The study shows that protein-restricted dietary nutrition results in superlative phenotypes than high-fat diets. The study also shows that stress experienced during early developmental stages in life (larvae) could lead to reduced activity due to reduced impulse transduction (16). However, this favors the development of adaptive changes with increased foraging for food, resulting in an increased body mass, demonstrating evolutionary changes that would favor survival during adulthood (11). Furthermore, the study findings are similar to those of previous studies where diet restriction improved the ability to resist stress (13), increased mitochondrial density and respiratory activity, enhanced fat metabolism and physical activity (22). Besides, high fat diet-induced obesity showed a ≥ 50% reduction in Drosophila’s competitive ability (10,23). On the other hand, overnutrition during childhood would lead to the development of laziness and reluctance to forage for food, and this would justify the decreased activity in adults exposed to a lot of food in childhood. DR-induced obesity modelling in Drosophila did not affect the nervous coordination potential of obese flies. Thus, it caused higher competitive ability, unlike HFD- and HSD-induced obesity models that negatively affected nervous coordination ability, causing lesser competitive ability. These results are supported by previous studies, which reported competitive ability under obese conditions is independent of the level and degree of adiposity (24). Findings in this study demonstrate the reliability of Drosophila as a research model to study metabolic and evolutionary conditions in humans (9,10).
We also showed that DR in adulthood caused increased triglycerides, sterols and high catalase activity. These findings demonstrate the improved metabolic state in the Drosophila phenotype. Triglycerides provide energy, and these are markers of obesity in Drosophila (8). Increased energy storage versus expenditure is associated with improved antioxidant balance, which is important to control reactive oxygen species arising from oxidation of lipids and oxidative stress (25,26). The major storage forms of sterols in Drosophila is dehydrocholesterol and ergosterol (19). The DR phenotype had the highest levels of sterols than the HFD and HSD fed obese flies, and mechanisms for these differences remain to be explored.

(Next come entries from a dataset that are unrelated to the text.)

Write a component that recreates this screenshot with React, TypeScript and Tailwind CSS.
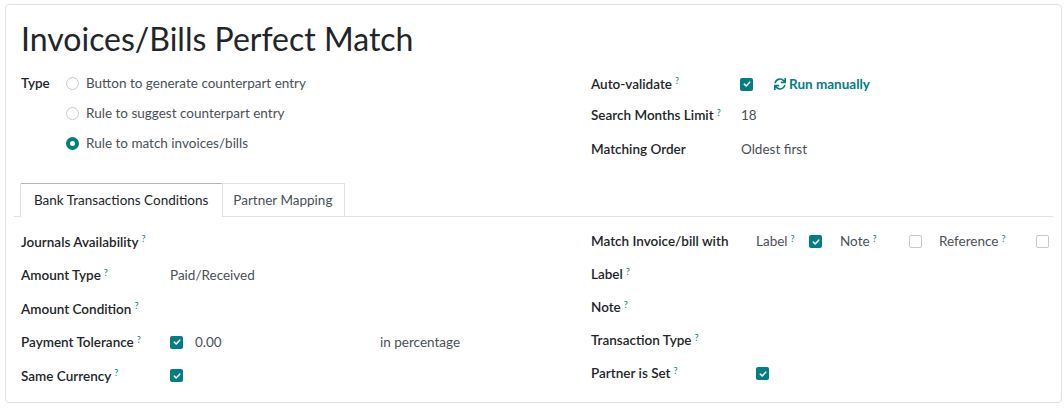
import { FaSync } from "react-icons/fa"

const teal = "#017e84"

function Help() {
  return <sup className="ml-[3px] text-[9px] font-normal text-[#017e84]">?</sup>
}

function Check({ on }: { on: boolean }) {
  if (!on) {
    return <span className="inline-block shrink-0 w-[13px] h-[13px] rounded-[2px] border border-[#c5c9cc] bg-white" />
  }
  return (
    <span className="inline-flex shrink-0 w-[13px] h-[13px] rounded-[2px] bg-[#017e84] items-center justify-center">
      <svg width="8" height="8" viewBox="0 0 8 8">
        <path d="M1.3 4.2 L3.2 6 L6.7 2.2" stroke="white" strokeWidth="1.6" fill="none" strokeLinecap="round" strokeLinejoin="round" />
      </svg>
    </span>
  )
}

function Radio({ on, label }: { on: boolean; label: string }) {
  return (
    <div className="flex items-center h-[30px] gap-[7px]">
      {on ? (
        <span className="w-[13px] h-[13px] rounded-full border-[4px] border-[#017e84] bg-white" />
      ) : (
        <span className="w-[13px] h-[13px] rounded-full border border-[#c5c9cc] bg-white" />
      )}
      <span className="text-[#495057]">{label}</span>
    </div>
  )
}

function Label({ text, help }: { text: string; help?: boolean }) {
  return (
    <span className="font-semibold text-[#212529] whitespace-nowrap">
      {text}
      {help && <Help />}
    </span>
  )
}

const leftRows = [
  { label: "Journals Availability", value: null },
  { label: "Amount Type", value: "Paid/Received" },
  { label: "Amount Condition", value: null },
  { label: "Payment Tolerance", value: "tolerance" },
  { label: "Same Currency", value: "check" },
]

const rightRows = [
  { label: "Match Invoice/bill with", help: false, value: "match" },
  { label: "Label", help: true, value: null },
  { label: "Note", help: true, value: null },
  { label: "Transaction Type", help: true, value: null },
  { label: "Partner is Set", help: true, value: "check" },
]

export default function App() {
  return (
    <div className="bg-white w-[1064px] h-[408px] pt-[4px] pl-[5px] text-[13.5px] font-['Lato',sans-serif]">
      <div className="w-[1057px] h-[399px] border border-[#dee2e6] rounded-[4px] px-[8px]">
        <h1 className="pl-[7px] pt-[12px] h-[63px] text-[32px] leading-[44px] text-[#212529]">
          Invoices/Bills Perfect Match
        </h1>

        <div className="flex pl-[7px]">
          <div className="w-[570px] shrink-0 flex">
            <div className="w-[45px] h-[30px] flex items-center">
              <Label text="Type" />
            </div>
            <div className="flex flex-col">
              <Radio on={false} label="Button to generate counterpart entry" />
              <Radio on={false} label="Rule to suggest counterpart entry" />
              <Radio on={true} label="Rule to match invoices/bills" />
            </div>
          </div>
          <div className="flex flex-col">
            <div className="flex items-center h-[32px]">
              <div className="w-[149px]">
                <Label text="Auto-validate" help />
              </div>
              <Check on />
              <span className="ml-[21px] flex items-center gap-[3px] font-bold" style={{ color: teal }}>
                <FaSync className="w-[12px] h-[12px]" />
                Run manually
              </span>
            </div>
            <div className="flex items-center h-[31px]">
              <div className="w-[150px]">
                <Label text="Search Months Limit" help />
              </div>
              <span className="text-[#495057]">18</span>
            </div>
            <div className="flex items-center h-[36px]">
              <div className="w-[150px]">
                <Label text="Matching Order" />
              </div>
              <span className="text-[#495057]">Oldest first</span>
            </div>
          </div>
        </div>

        <div className="mt-[16px] flex border-b border-[#dee2e6] pl-[6px] h-[34px]">
          <div className="pl-[13px] pr-[14px] flex items-center border border-b-0 border-[#dee2e6] border-t-[#adb5bd] bg-white text-[#212529] -mb-px rounded-t-[2px]">
            Bank Transactions Conditions
          </div>
          <div className="pl-[10px] pr-[12px] flex items-center border border-l-0 border-b-0 border-[#dee2e6] text-[#495057]">
            Partner Mapping
          </div>
        </div>

        <div className="flex pl-[7px] pt-[8px]">
          <div className="w-[570px] shrink-0 flex flex-col">
            {leftRows.map((r) => (
              <div key={r.label} className="flex items-center h-[33.5px]">
                <div className="w-[149px]">
                  <Label text={r.label} help />
                </div>
                {r.value === "Paid/Received" && <span className="text-[#495057]">Paid/Received</span>}
                {r.value === "check" && <Check on />}
                {r.value === "tolerance" && (
                  <div className="flex items-center">
                    <Check on />
                    <span className="ml-[12px] w-[185px] text-[#495057]">0.00</span>
                    <span className="text-[#495057]">in percentage</span>
                  </div>
                )}
              </div>
            ))}
          </div>
          <div className="flex flex-col">
            {rightRows.map((r) => (
              <div key={r.label} className="flex items-center h-[33px]">
                <div className="w-[165px]">
                  <Label text={r.label} help={r.help} />
                </div>
                {r.value === "check" && <Check on />}
                {r.value === "match" && (
                  <div className="flex items-center text-[#495057]">
                    <span className="w-[53px]">
                      Label
                      <Help />
                    </span>
                    <Check on />
                    <span className="ml-[18px] w-[69px]">
                      Note
                      <Help />
                    </span>
                    <Check on={false} />
                    <span className="ml-[17px] w-[97px]">
                      Reference
                      <Help />
                    </span>
                    <Check on={false} />
                  </div>
                )}
              </div>
            ))}
          </div>
        </div>
      </div>
    </div>
  )
}
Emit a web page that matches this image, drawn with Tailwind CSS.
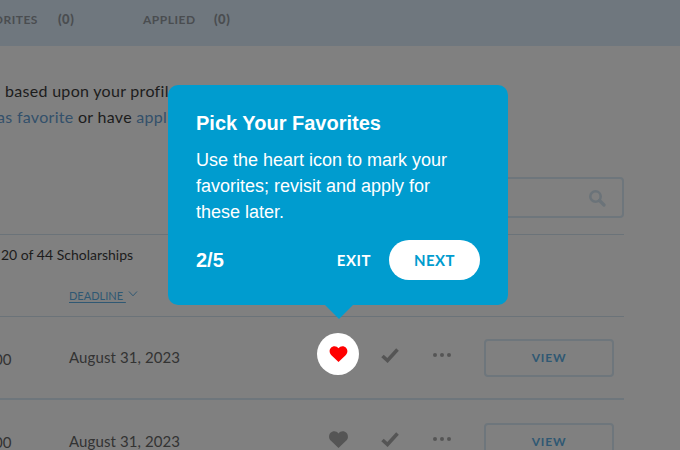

Total protein levels were highest in HSD, providing evidence that HSD-induced obesity in Drosophila could face major increased protein levels compared to HFD. This is because HFD has been associated with increased lipid peroxidation, which causes increased tissue death and reduced lifespan in Drosophila (27,28). Furthermore, HSDs are characterized by a hypertonicity-a condition that hastens autolysis (29). On the other hand, challenges observed with HFD and HSD models help identify them as better cancer research models (30). High catalase activity demonstrates the superlative advantage associated with DR for the induction of obesity in Drosophila. Increased endogenous catalase enzyme activity serves as a natural defense mechanism against oxidative stress in pathological conditions such as obesity (31). Our findings are similar to previous studies that reported DR association with increased mitochondrial density and respiratory activity, causing elevated antioxidant enzyme activity. This is unlike the HFD and HSD fed obese flies which were associated with high levels of oxidative stress and tissue death (15,22). Furthermore, sugar diets at either low or high supplementation alter physiological function (reproduction) due to body size changes and organ size (32).
In this study, induction of obesity by DR produced a competitively more active and obese fly phenotype compared to the HFD and HSD fed obese phenotypes. The study's findings demonstrate a need to explore more active and appropriate models for modeling obesity, emphasizing evolutionary adaptive changes to promote knowledge on healthy metabolic obesity.
Molecular markers describing the metabolism of triglycerides were not investigated in this study due to financial and infrastructural challenges. Further studies would emphasize the crosstalk between a balanced diet and obesity to generate knowledge to address metabolic obesity. This would enhance further understanding of the immunological modulators of inflammation, second messengers and modulators of gene expression that can lead to the development of novel therapeutical options and healthy lifestyles.